Gelbliche Klappschildkröte, Kinosternon flavescens, Muttertier mit Jungtier – © John B. Iverson

Iverson - 2017 - 01

Iverson, J. B., R. S. Stahl, C. Furcolow & F. Kraus (2017): An evaluation of the use of pentosidine as a biomarker for ageing turtles. – Conservation Physiology 5(1): cow076.

Eine Untersuchung zum Gebrauch von Pentosidin als biologischer Marker für alternde Schildkröten.

DOI: 10.1093/conphys/cow076 ➚

Gelbliche Klappschildkröte, Kinosternon flavescens, – © John B. Iverson
Gelbliche Klappschildkröte,
Kinosternon flavescens,
Muttertier mit Jungtier
© John B. Iverson

Das Bestimmen der Konzentration des biologischen Markers Pentosidin liefert ein gutes Maß für das Alter für eine große Zahl an Vogelspezies und Säugetierspezies. Allerdings gibt es keine Studien die die Verwendung dieses biologischen Markers für langlebige, ektotherme (wechselwarme) Spezies überprüft hätten obwohl ein solcher Altersanzeiger sehr hilfreich zum Studium der Altersverteilung innerhalb von Populationen für Erhaltungsmaßnahmen sein würde. Deshalb untersuchten wir hier die Pentosidinkonzentrationen in den Schwimmhäutchen zwischen den Zehen bei 117 weiblichen Gelben Schlammschildkröten (Kinosternon flavescens) in einem Untersuchungsgebiet im westlichen Nebraska das seit 35 Jahren überwacht wird und indem für nahezu alle Schildkröten das Alter bekannt ist. Die gemessenen Pentosidinkonzentrationen waren extrem niedrig und sie waren positiv mit dem Alter der Schildkröten korreliert, aber die Konzentrationen zwischen den einzelnen Individuen der Population waren zu variabel um das unbekannte Alter von Schildkröten genau zu bestimmen. Dieses Ergebnis könnte eine bemerkenswerte physiologische Anpassung dieser Schildkrötenpopulation an niedrige Temperaturen und einen sauerstoffarmen sehr ausgeprägt saisonalen Lebensraum widerspiegeln in dem sehr lange Überwinterungszeiten essentiell sind. Ob Pentosidinkonzentrationen bei anderen ektothermen Spezies die weniger saisonal geprägte Lebensräume besiedeln deutlicher mit dem Alter korrelieren würden müsste noch untersucht werden. Allerdings lassen unsere Ergebnisse vermuten, dass das Muster der Pentosidinakkumulation in ektothermen Tieren grundsätzlich von der Situation die man bei warmblütigen endothermen Tieren beobachtet abweicht.
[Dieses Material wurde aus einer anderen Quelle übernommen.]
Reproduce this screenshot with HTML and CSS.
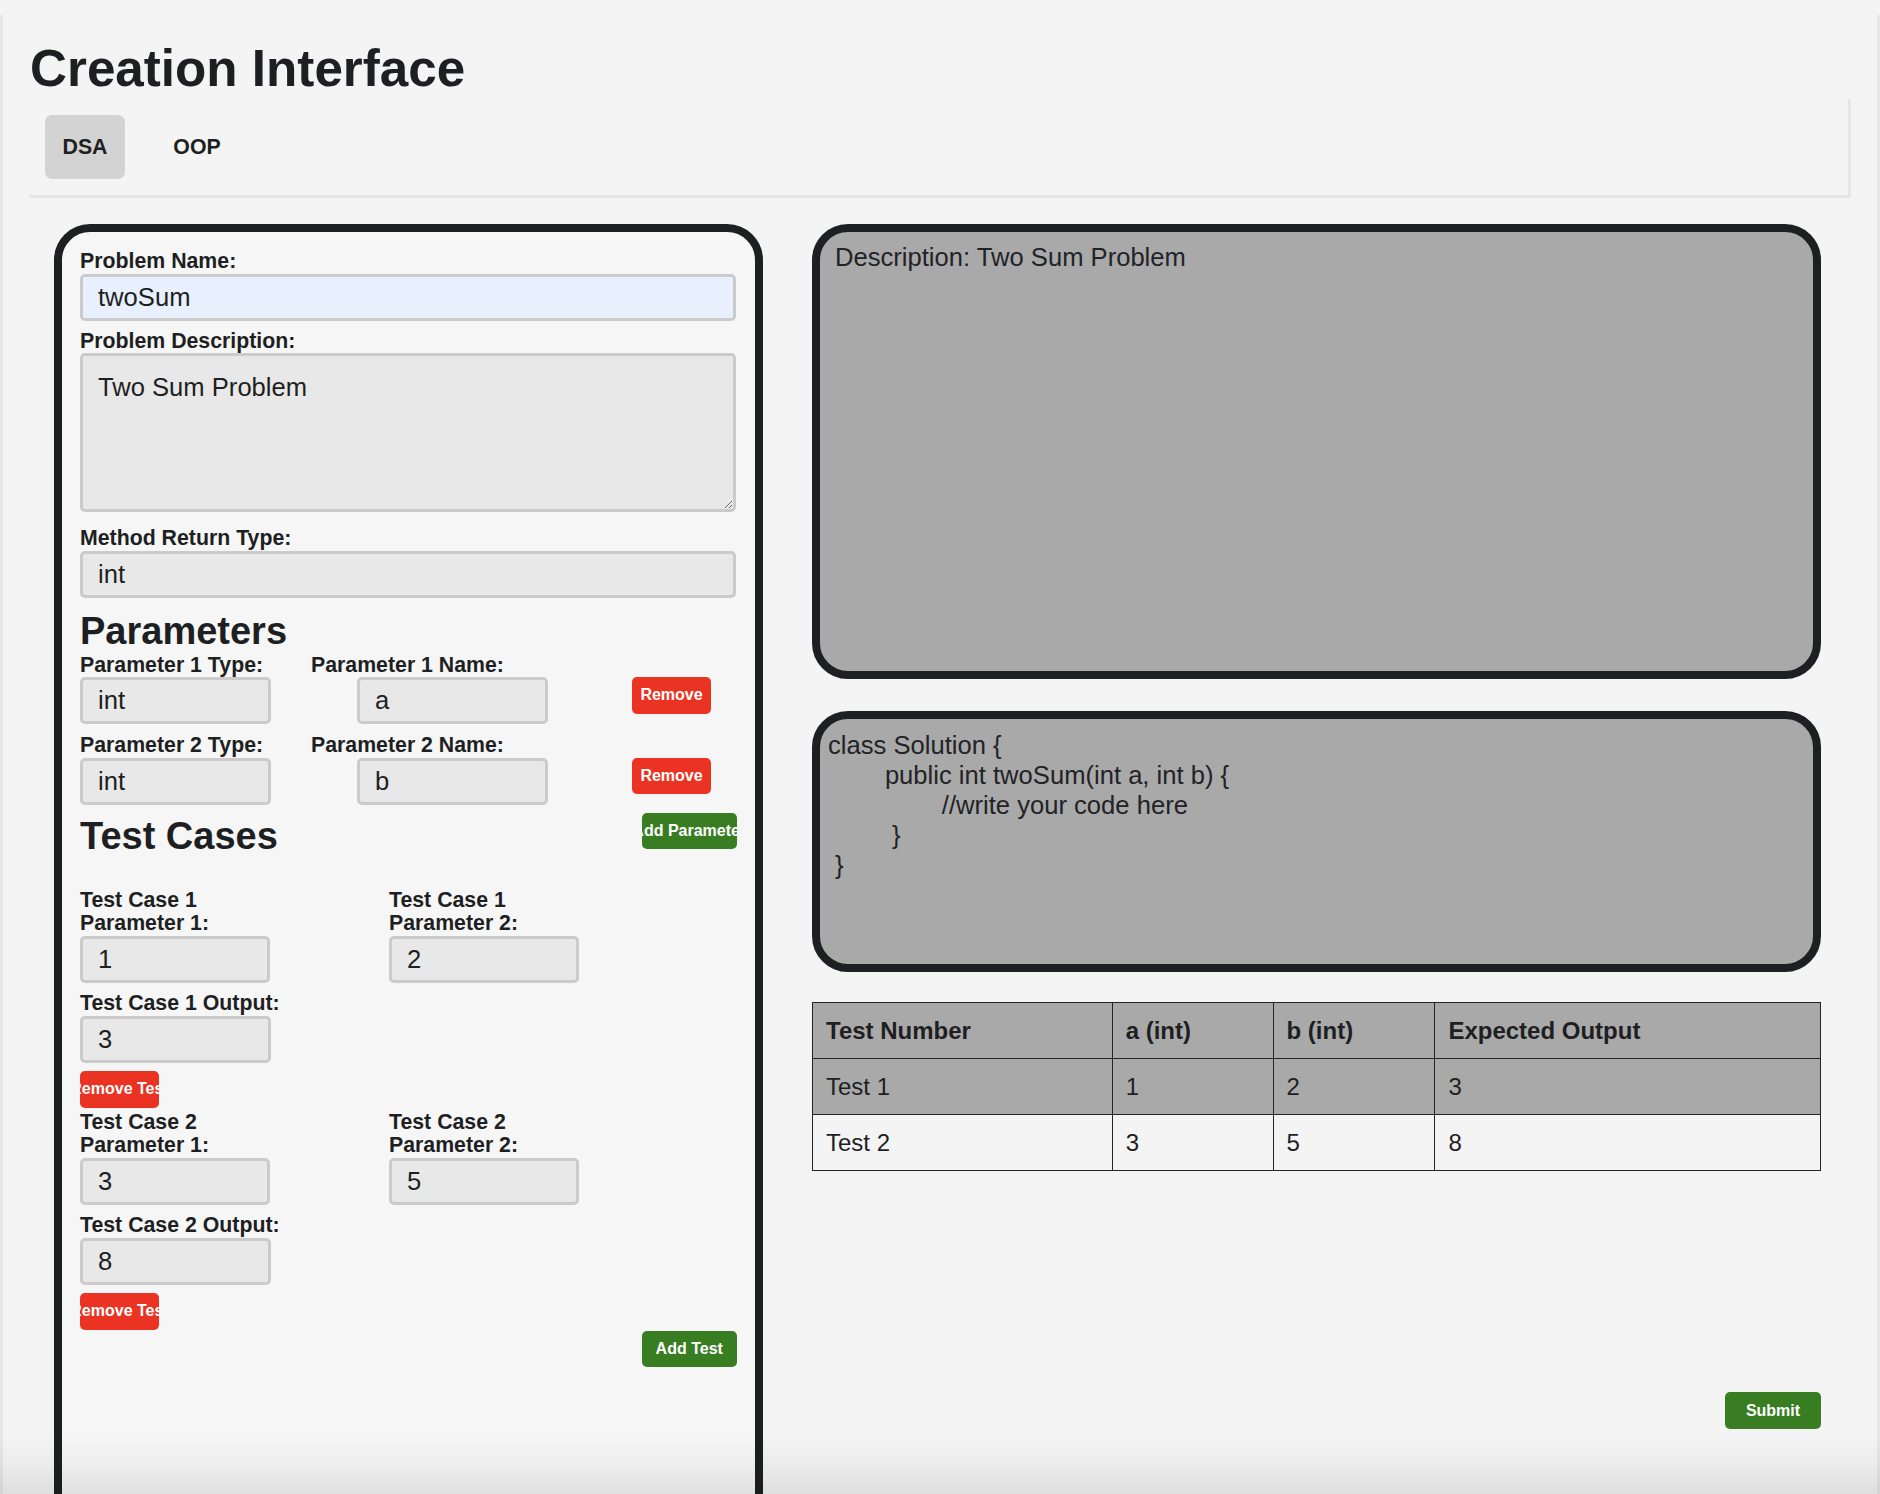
FILE: index.html
```html
<!DOCTYPE html>
<html lang="en">
<head>
<meta charset="utf-8">
<title>Creation Interface</title>
<link rel="stylesheet" href="styles.css">
</head>
<body>
<div class="page">
  <h1 class="title">Creation Interface</h1>
  <div class="tabs">
    <button class="tab tab-active">DSA</button>
    <button class="tab">OOP</button>
  </div>

  <div class="main">
    <div class="editor">
      <label class="lbl">Problem Name:</label>
      <input class="inp inp-full inp-autofill" type="text" value="twoSum">
      <label class="lbl">Problem Description:</label>
      <textarea class="inp txt">Two Sum Problem</textarea>
      <label class="lbl">Method Return Type:</label>
      <input class="inp inp-full" type="text" value="int">

      <h2 class="sec sec-params">Parameters</h2>
      <div class="param-row">
        <div class="field f-type">
          <label class="lbl">Parameter 1 Type:</label>
          <input class="inp inp-sm" type="text" value="int">
        </div>
        <div class="field f-name">
          <label class="lbl">Parameter 1 Name:</label>
          <input class="inp inp-sm inp-shift" type="text" value="a">
        </div>
        <button class="btn btn-red btn-rm">Remove</button>
      </div>
      <div class="param-row">
        <div class="field f-type">
          <label class="lbl">Parameter 2 Type:</label>
          <input class="inp inp-sm" type="text" value="int">
        </div>
        <div class="field f-name">
          <label class="lbl">Parameter 2 Name:</label>
          <input class="inp inp-sm inp-shift" type="text" value="b">
        </div>
        <button class="btn btn-red btn-rm">Remove</button>
      </div>

      <div class="sec-row">
        <h2 class="sec">Test Cases</h2>
        <button class="btn btn-green btn-addparam">Add Parameter</button>
      </div>

      <div class="tests">
        <div class="test">
          <div class="tc-row">
            <div class="field tc-field">
              <label class="lbl">Test Case 1 Parameter 1:</label>
              <input class="inp inp-tc" type="text" value="1">
            </div>
            <div class="field tc-field">
              <label class="lbl">Test Case 1 Parameter 2:</label>
              <input class="inp inp-tc" type="text" value="2">
            </div>
          </div>
          <div class="field tc-out">
            <label class="lbl">Test Case 1 Output:</label>
            <input class="inp inp-sm" type="text" value="3">
          </div>
          <button class="btn btn-red btn-rmtest">Remove Test</button>
        </div>
        <div class="test">
          <div class="tc-row">
            <div class="field tc-field">
              <label class="lbl">Test Case 2 Parameter 1:</label>
              <input class="inp inp-tc" type="text" value="3">
            </div>
            <div class="field tc-field">
              <label class="lbl">Test Case 2 Parameter 2:</label>
              <input class="inp inp-tc" type="text" value="5">
            </div>
          </div>
          <div class="field tc-out">
            <label class="lbl">Test Case 2 Output:</label>
            <input class="inp inp-sm" type="text" value="8">
          </div>
          <button class="btn btn-red btn-rmtest">Remove Test</button>
        </div>
        <div class="add-row">
          <button class="btn btn-green">Add Test</button>
        </div>
      </div>
    </div>

    <div class="preview">
      <div class="box desc">Description: Two Sum Problem</div>
      <div class="box code">class Solution {
	public int twoSum(int a, int b) {
		//write your code here
	 }
 }</div>
      <table class="tbl">
        <thead>
          <tr class="shaded">
            <th class="c1">Test Number</th>
            <th class="c2">a (int)</th>
            <th class="c3">b (int)</th>
            <th class="c4">Expected Output</th>
          </tr>
        </thead>
        <tbody>
          <tr class="shaded">
            <td>Test 1</td><td>1</td><td>2</td><td>3</td>
          </tr>
          <tr>
            <td>Test 2</td><td>3</td><td>5</td><td>8</td>
          </tr>
        </tbody>
      </table>
      <button class="btn btn-green btn-submit">Submit</button>
    </div>
  </div>
</div>
<div class="bottom-fade"></div>
</body>
</html>
```

FILE: styles.css
```css
* { box-sizing: border-box; }

html, body {
  margin: 0;
  background: #f4f4f4;
}

body {
  font-family: "Liberation Sans", Arial, Helvetica, sans-serif;
  color: #1e1f22;
  font-size: 25.6px;
}

.page {
  margin-top: 15px;
  border-left: 3px solid #e6e6e6;
  border-right: 3px solid #e6e6e6;
  padding: 25px 29px 0 23px;
  min-height: 1600px;
}

.title {
  margin: 0 0 -2px 4px;
  font-size: 51.2px;
  line-height: 58px;
  font-weight: 700;
  color: #1e1f22;
}

.tabs {
  display: flex;
  gap: 32px;
  height: 99px;
  padding: 19px 19px 16px 19px;
  box-shadow: 3px 3px 0 #e6e6e6;
}

.tab {
  height: 64px;
  min-width: 80px;
  padding: 0 16px;
  border: none;
  border-radius: 7px;
  background: transparent;
  font-family: "Liberation Sans", Arial, sans-serif;
  font-size: 21.3px;
  font-weight: 700;
  color: #1e1f22;
}

.tab-active {
  background: #d3d3d3;
}

.main {
  display: flex;
  align-items: flex-start;
  gap: 49px;
  margin: 29px 27px 0 28px;
}

/* left editor panel */
.editor {
  width: 709px;
  flex: none;
  height: 1370px;
  border: 8px solid #1e1f22;
  border-radius: 36px;
  background: #f6f6f6;
  padding: 18px 18px 18px 18px;
}

.lbl {
  display: block;
  font-size: 21.3px;
  line-height: 23.5px;
  font-weight: 700;
  color: #1e1f22;
}

.inp {
  display: block;
  height: 47px;
  border: 3px solid #cbcbcb;
  border-radius: 5px;
  background: #e8e8e8;
  padding: 0 15px;
  font-family: "Liberation Sans", Arial, sans-serif;
  font-size: 25.6px;
  color: #1e1f22;
  outline: none;
}

.inp-full {
  width: 656px;
  margin-bottom: 9px;
}

.inp-autofill {
  background: #e8f0fe;
}

.txt {
  width: 656px;
  height: 159px;
  padding: 16px 15px;
  line-height: 30px;
  margin-bottom: 15px;
  resize: both;
}

.sec {
  margin: 0;
  font-size: 38px;
  line-height: 42px;
  font-weight: 700;
  color: #1e1f22;
}

.sec-params {
  margin: 12px 0 2px 0;
}

.param-row {
  display: flex;
  align-items: flex-start;
  margin-bottom: 10px;
}

.field {
  display: flex;
  flex-direction: column;
}

.f-type {
  width: 191px;
  margin-right: 40px;
}

.f-name {
  width: 237px;
  margin-right: 84px;
}

.inp-sm {
  width: 191px;
}

.inp-shift {
  margin-left: 46px;
}

.btn {
  display: flex;
  justify-content: center;
  align-items: center;
  height: 36.5px;
  padding: 0;
  border: none;
  border-radius: 5px;
  overflow: hidden;
  white-space: nowrap;
  font-family: "Liberation Sans", Arial, sans-serif;
  font-size: 16px;
  font-weight: 700;
  color: #ffffff;
  flex: none;
}

.btn-red {
  background: #ea3323;
  width: 79px;
}

.btn-green {
  background: #387d22;
  width: 95.5px;
}

.btn-rm {
  margin-top: 23.5px;
}

.sec-row {
  display: flex;
  justify-content: space-between;
  align-items: flex-start;
}

.btn-addparam {
  margin-top: -2px;
}

.tests {
  margin-top: 32px;
}

.test + .test {
  margin-top: 3px;
}

.tc-row {
  display: flex;
  gap: 109px;
}

.tc-field {
  width: 200px;
}

.inp-tc {
  width: 190px;
}

.tc-out {
  margin-top: 9.5px;
}

.btn-rmtest {
  margin-top: 8.5px;
}

.add-row {
  display: flex;
  justify-content: flex-end;
  margin-top: 1px;
}

/* right preview column */
.preview {
  width: 1009px;
  flex: none;
  display: flex;
  flex-direction: column;
}

.box {
  border: 8px solid #1e1f22;
  border-radius: 36px;
  background: #a9a9a9;
  font-size: 25.6px;
  color: #222326;
}

.desc {
  height: 455px;
  padding: 11px 15px;
}

.code {
  margin-top: 32px;
  height: 261px;
  padding: 11px 8px;
  line-height: 30px;
  white-space: pre;
  tab-size: 8;
  -moz-tab-size: 8;
}

.tbl {
  margin-top: 30px;
  width: 1009px;
  border-collapse: collapse;
  font-size: 24px;
  color: #1e1f22;
}

.tbl th,
.tbl td {
  border: 1.5px solid #222326;
  padding: 14px 13px;
  text-align: left;
  line-height: 27px;
}

.tbl th {
  font-weight: 700;
}

.tbl .c1 { width: 300px; }
.tbl .c2 { width: 161px; }
.tbl .c3 { width: 162px; }
.tbl .c4 { width: 386px; }

.shaded {
  background: #a9a9a9;
}

.btn-submit {
  align-self: flex-end;
  margin-top: 221px;
  width: 96px;
  height: 37px;
}

.bottom-fade {
  position: fixed;
  left: 0;
  right: 0;
  bottom: 0;
  height: 60px;
  pointer-events: none;
  background: linear-gradient(to bottom, rgba(0, 0, 0, 0) 0%, rgba(0, 0, 0, 0.035) 55%, rgba(0, 0, 0, 0.085) 100%);
}
```
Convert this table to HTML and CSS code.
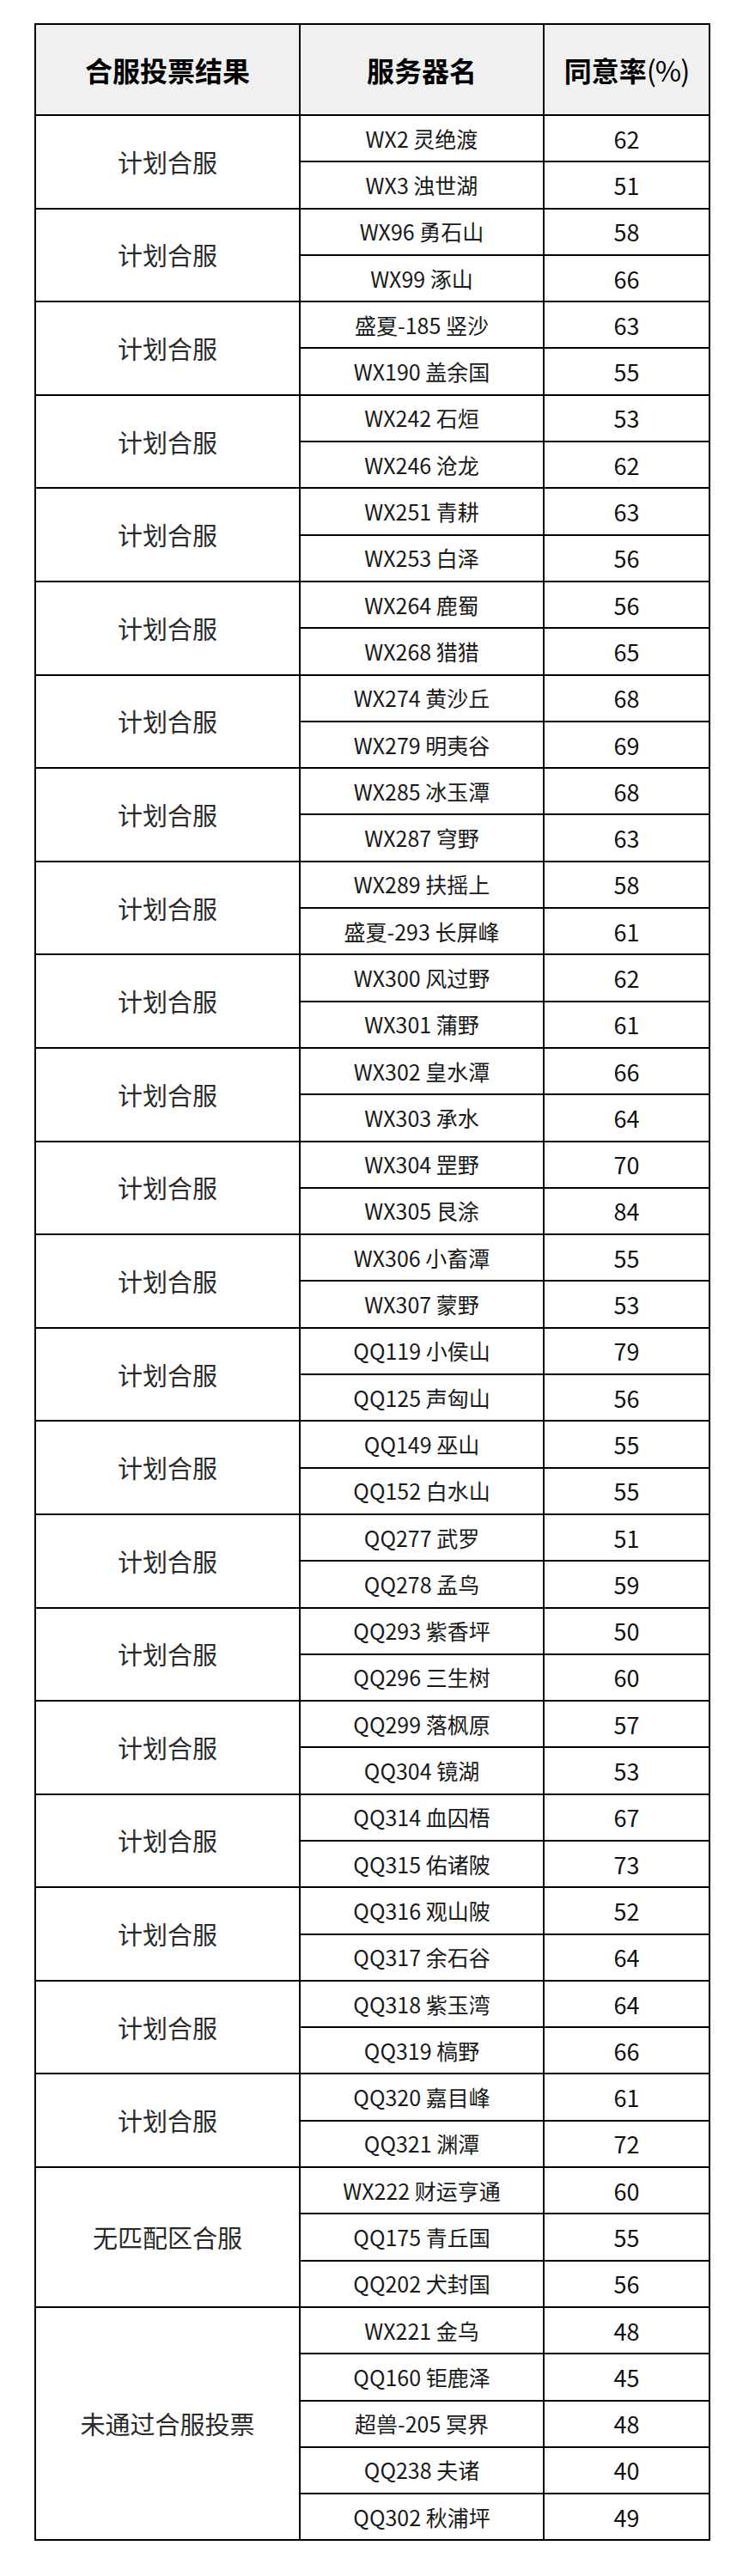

Kommentar von H.-J. Bidmon

Eine Arbeit die erst einmal wieder auf eine der wenigen sehr interessanten Langzeitstudien für Schildkröten verweist. Was hat es mit dem Pentosidin auf sich? Pentosidin ist ein Abbauprodukt aus dem Kollagenstoffwechsel welches sich mit zunehmendem Alter im Gewebe bei warmblütigen Tieren anreichert und daher zur biochemischen Altersbestimmung genutzt werden kann. Bei wechselwarmen Tieren oder zumindest bei diesen Schildkröten scheinen die Konzentrationen dabei sehr niedrig zu sein, ob das ein Hinweis darauf ist, dass der Kollagenstoffwechsel bei ihnen anders verläuft oder ob das Schildkrötenkollagen bei Tieren die wie bei dieser Population sehr lange Ruhezeiten mit sehr reduzierten Stoffwechsel verbringen weniger schnell altert ist noch unklar. Allerdings kann man davon ausgehen, dass wenn der Gesamtstoffwechsel stark reduziert ist auch der Kollagenstoffwechsel sprich Auf-, Ab- und Umbau reduziert ist und deshalb sich auch weniger Pentosidin ansammelt. Letzteres wäre dann wohl ein starker Hinweis darauf, dass zumindest viele Organe mit kollagenem Grundgerüst und das Bindegewebe bei Schildkröten mit langen natürlichen Ruhephasen entsprechend langsamer altern würde. Im Umkehrschluss würde das aber bedeuten, dass diese Gewebe bei Schildkröten denen man die natürlichen Ruhephasen vorenthält auch schneller altern könnten. Letzteres wäre durchaus auch einmal ein Untersuchungsziel um festzustellen um wie viel schneller Schildkröten in menschlicher Obhut mit häufig verkürzten Ruhephasen wirklich altern würden. Siehe auch Kommentar zu Ritz et al., (2012).

Literatur

Ritz, J., M. Clauss, W. J. Streich & M. Hatt (2012): Variation in Growth and Potentially Associated Health Status in Hermann’s and Spur-Thighed Tortoise (Testudo hermanni and Testudo graeca). – Zoo Biology 31(6): 705-717 oder Abstract-Archiv.